CL: Under the “cab rank” rule all barristers must take a case if it is within their area of expertise and they are available; in the same way that taxi drivers must serve the next person in line. Because of my seniority I tend to be offered briefs in the Supreme Court, Court of Criminal Appeal and High Court. By definition obviously all the people I am briefed to appear for are “unpopular” as they are charged with serious criminal offences.

HW: Like Abbe Smith I am American, so I’m interested firstly your thoughts on the American criminal legal system, and secondly your opinion on the recent election and what effect it may have on the criminal justice system?

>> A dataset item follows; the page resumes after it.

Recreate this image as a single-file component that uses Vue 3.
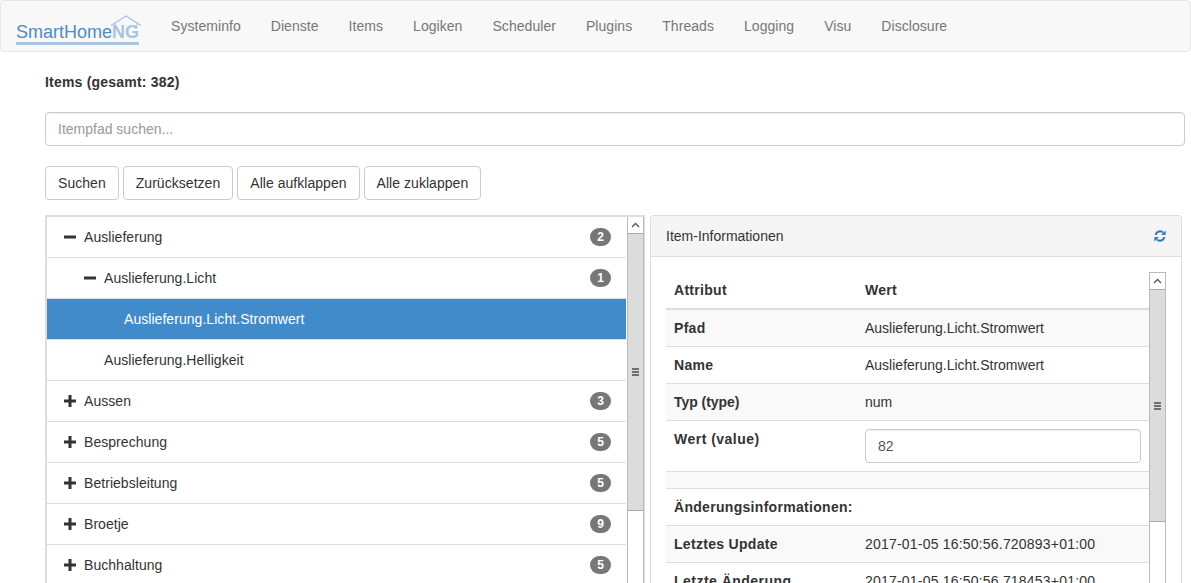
<script setup>
const nav = ['Systeminfo', 'Dienste', 'Items', 'Logiken', 'Scheduler', 'Plugins', 'Threads', 'Logging', 'Visu', 'Disclosure']
const tree = [
  { label: 'Auslieferung', level: 1, icon: 'minus', badge: 2 },
  { label: 'Auslieferung.Licht', level: 2, icon: 'minus', badge: 1 },
  { label: 'Auslieferung.Licht.Stromwert', level: 3, active: true },
  { label: 'Auslieferung.Helligkeit', level: 2 },
  { label: 'Aussen', level: 1, icon: 'plus', badge: 3 },
  { label: 'Besprechung', level: 1, icon: 'plus', badge: 5 },
  { label: 'Betriebsleitung', level: 1, icon: 'plus', badge: 5 },
  { label: 'Broetje', level: 1, icon: 'plus', badge: 9 },
  { label: 'Buchhaltung', level: 1, icon: 'plus', badge: 5 },
  { label: 'Dach', level: 1, icon: 'plus', badge: 4 }
]
</script>

<template>
  <div class="page">
    <nav class="navbar">
      <a class="logo">
        <svg class="roof" viewBox="0 0 32 12" width="32" height="12">
          <path d="M1 10.5 L16 1 L31 10.5" fill="none" stroke="#a9c4e0" stroke-width="1.4" />
          <path d="M5 11.5 V8.5 M27 11.5 V8.5" stroke="#a9c4e0" stroke-width="1" />
        </svg>
        <span class="logo-a">SmartHome</span><span class="logo-b">NG</span>
      </a>
      <ul class="nav">
        <li v-for="n in nav" :key="n">{{ n }}</li>
      </ul>
    </nav>

    <main class="content">
      <h1 class="title">Items (gesamt: 382)</h1>
      <input class="search" type="text" placeholder="Itempfad suchen..." />
      <div class="buttons">
        <button>Suchen</button>
        <button>Zurücksetzen</button>
        <button>Alle aufklappen</button>
        <button>Alle zuklappen</button>
      </div>

      <div class="columns">
        <div class="tree-wrap">
          <ul class="tree">
            <li v-for="t in tree" :key="t.label" class="row" :class="['lvl' + t.level, { active: t.active }]">
              <svg v-if="t.icon" class="sign" viewBox="0 0 12 12" width="12" height="12">
                <rect x="0" y="4.5" width="12" height="3" fill="#333" />
                <rect v-if="t.icon === 'plus'" x="4.5" y="0" width="3" height="12" fill="#333" />
              </svg>
              <span v-else class="sign"></span>
              <span class="label">{{ t.label }}</span>
              <span v-if="t.badge" class="badge">{{ t.badge }}</span>
            </li>
          </ul>
          <div class="scrollbar">
            <div class="arrow"><svg viewBox="0 0 9 6" width="9" height="6"><path d="M1 5 L4.5 1.5 L8 5" fill="none" stroke="#555" stroke-width="1.3" /></svg></div>
            <div class="thumb tree-thumb"><span class="grip"></span></div>
          </div>
        </div>

        <section class="panel">
          <header class="panel-head">
            <span>Item-Informationen</span>
            <svg class="refresh" viewBox="0 0 12 12" width="12" height="12">
              <path d="M1.6 5 A4.6 4.6 0 0 1 9.3 2.6" fill="none" stroke="#337ab7" stroke-width="2" />
              <path d="M11.6 0.6 V5 H7.2 Z" fill="#337ab7" />
              <path d="M10.4 7 A4.6 4.6 0 0 1 2.7 9.4" fill="none" stroke="#337ab7" stroke-width="2" />
              <path d="M0.4 11.4 V7 H4.8 Z" fill="#337ab7" />
            </svg>
          </header>
          <div class="panel-body">
            <table class="info">
              <thead>
                <tr><th class="c1">Attribut</th><th>Wert</th></tr>
              </thead>
              <tbody>
                <tr><th>Pfad</th><td>Auslieferung.Licht.Stromwert</td></tr>
                <tr><th>Name</th><td>Auslieferung.Licht.Stromwert</td></tr>
                <tr><th class="tight">Typ (type)</th><td>num</td></tr>
                <tr class="plain"><th class="wide">Wert (value)</th><td><input class="value" type="text" value="82" /></td></tr>
                <tr class="spacer"><td colspan="2"></td></tr>
                <tr class="plain"><th colspan="2">Änderungsinformationen:</th></tr>
                <tr><th>Letztes Update</th><td class="stamp">2017-01-05 16:50:56.720893+01:00</td></tr>
                <tr class="plain"><th class="wide">Letzte Änderung</th><td class="stamp">2017-01-05 16:50:56.718453+01:00</td></tr>
              </tbody>
            </table>
            <div class="scrollbar info-bar">
              <div class="arrow"><svg viewBox="0 0 9 6" width="9" height="6"><path d="M1 5 L4.5 1.5 L8 5" fill="none" stroke="#555" stroke-width="1.3" /></svg></div>
              <div class="thumb info-thumb"><span class="grip"></span></div>
            </div>
          </div>
        </section>
      </div>
    </main>
  </div>
</template>

<style>
html, body { margin: 0; background: #fff; overflow: hidden; }
</style>

<style scoped>
.page {
  height: 583px;
  overflow: hidden;
  font-family: "Liberation Sans", Arial, sans-serif;
  font-size: 14px;
  line-height: 20px;
  color: #333;
}
.navbar {
  display: flex;
  height: 50px;
  background: #f8f8f8;
  border: 1px solid #e7e7e7;
  border-radius: 4px;
}
.logo {
  position: relative;
  width: 155px;
  box-sizing: border-box;
  padding: 19px 0 0 15px;
  font-size: 18px;
  line-height: 24px;
  white-space: nowrap;
}
.logo::after {
  content: "";
  position: absolute;
  left: 15px;
  top: 41px;
  width: 123px;
  height: 3px;
  background: #a9c4e0;
}
.roof { position: absolute; left: 109px; top: 14px; }
.logo-a { color: #4f8bc4; }
.logo-b { color: #a9c4e0; font-weight: 700; }
.nav {
  display: flex;
  margin: 0;
  padding: 0;
  list-style: none;
  color: #777;
  letter-spacing: .05px;
}
.nav li { padding: 15px; }
.content { padding: 0 6px 0 45px; }
.title {
  margin: 20px 0 0;
  font-size: 14px;
  line-height: 20px;
  font-weight: 700;
  letter-spacing: .2px;
}
.search {
  display: block;
  box-sizing: border-box;
  width: 100%;
  height: 34px;
  margin-top: 20px;
  padding: 6px 12px;
  font: inherit;
  color: #555;
  border: 1px solid #ccc;
  border-radius: 4px;
  box-shadow: inset 0 1px 1px rgba(0, 0, 0, .075);
  outline: none;
}
.search::placeholder { color: #999; opacity: 1; }
.buttons { display: flex; gap: 4px; margin-top: 20px; }
button {
  height: 34px;
  padding: 6px 12px;
  font: inherit;
  letter-spacing: .04px;
  color: #333;
  background: #fff;
  border: 1px solid #ccc;
  border-radius: 4px;
}
.columns { display: flex; margin-top: 15px; align-items: flex-start; }
.tree-wrap {
  display: flex;
  width: 600px;
  box-sizing: border-box;
  border: solid #ddd;
  border-width: 2px 1px 0 2px;
}
.tree {
  flex: 1;
  margin: 0;
  padding: 0 1px 0 0;
  list-style: none;
  letter-spacing: .05px;
}
.row {
  display: flex;
  align-items: center;
  box-sizing: border-box;
  height: 41px;
  padding-right: 15px;
  border-bottom: 1px solid #ddd;
  background: #fff;
}
.row.active { background: #428bca; color: #fff; }
.lvl1 { padding-left: 17px; }
.lvl2 { padding-left: 37px; }
.lvl3 { padding-left: 57px; }
.sign { display: block; flex: none; width: 12px; height: 12px; margin-right: 8px; }
.label { flex: 1; }
.badge {
  min-width: 7px;
  padding: 3px 7px;
  font-size: 12px;
  line-height: 12px;
  font-weight: 700;
  color: #fff;
  text-align: center;
  background: #777;
  border-radius: 10px;
}
.scrollbar {
  flex: none;
  box-sizing: border-box;
  width: 17px;
  background: #fff;
  border-left: 1px solid #bbb;
  border-right: 1px solid #bbb;
}
.arrow {
  display: flex;
  align-items: center;
  justify-content: center;
  height: 16px;
  background: #fff;
}
.thumb {
  display: flex;
  align-items: center;
  justify-content: center;
  box-sizing: border-box;
  background: #dcdcdc;
  border-top: 1px solid #aaa;
  border-bottom: 1px solid #aaa;
}
.grip {
  display: block;
  width: 7px;
  height: 8px;
  background: repeating-linear-gradient(#707070 0 2px, transparent 2px 3px);
}
.tree-thumb { height: 278px; }
.info-thumb { height: 233px; }
.panel {
  flex: none;
  width: 532px;
  margin-left: 5px;
  box-sizing: border-box;
  background: #fff;
  border: 1px solid #ddd;
  border-radius: 4px;
  box-shadow: 0 1px 1px rgba(0, 0, 0, .05);
  overflow: hidden;
}
.panel-head {
  display: flex;
  align-items: center;
  justify-content: space-between;
  height: 41px;
  box-sizing: border-box;
  padding: 0 15px;
  background: #f5f5f5;
  border-bottom: 1px solid #ddd;
}
.panel-body { display: flex; padding: 15px 15px 0; }
.info {
  flex: 1;
  align-self: flex-start;
  border-collapse: separate;
  border-spacing: 0;
  table-layout: fixed;
  width: 483px;
}
.info th, .info td {
  padding: 8px;
  text-align: left;
  vertical-align: top;
  line-height: 20px;
  border-bottom: 1px solid #ddd;
}
.info th { letter-spacing: .3px; }
.info .tight { letter-spacing: -.05px; }
.info .wide { letter-spacing: .48px; }
.info .stamp { letter-spacing: .2px; }
.info thead th { border-bottom-width: 2px; }
.info .c1 { width: 175px; }
.info tbody tr:nth-child(odd) th,
.info tbody tr:nth-child(odd) td { background: #f9f9f9; }
.info tr.plain th, .info tr.plain td { background: #fff; }
.info tr.spacer td { height: 16px; padding: 0; background: #f9f9f9; }
.value {
  display: block;
  box-sizing: border-box;
  width: 276px;
  height: 34px;
  padding: 6px 12px;
  font: inherit;
  letter-spacing: normal;
  color: #555;
  border: 1px solid #ccc;
  border-radius: 4px;
  box-shadow: inset 0 1px 1px rgba(0, 0, 0, .075);
  outline: none;
}
.info-bar { border-top: 1px solid #bbb; }
</style>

CL: The point was made by Smith that lawyers at the top of the profession in Australia often take on the “lowest clients”. This was contrasted with indigent criminal defence in the United States where studies have shown that legal representation in serious criminal cases is deficient. One American lawyer has put it that death row is populated not necessarily by the worst criminals but by those who had the “worst lawyers”. I prefer the Australian system for this reason.

As for the President elect, I would not presume to speculate on what President Trump would be capable of in any area including the criminal justice system!

HW: Finally, since I am writing for the Young Criminal Lawyers’ newsletter – Amicus, do you have any advice for new criminal lawyers or aspiring criminal lawyers?

CL: My life advice to young lawyers is always about the importance of persistence, perseverance and resilience.

I like this quote from Barack Obama “Making your mark on the world is hard. If it were easy, everybody would do it. But it’s not. It takes patience, it takes commitment, and it comes with plenty of failure along the way. The real test is not whether you avoid this failure, because you won’t. It’s whether you let it harden or shame you into inaction, or whether you learn from it; whether you choose to persevere.”

Special thanks to Chrissa Loukas SC who took time out of her very busy schedule to answer my questions.

[1] Abbe Smith, ‘Defending the unpopular down-under’ (2006) 30(2) Melbourne University Law Review 495.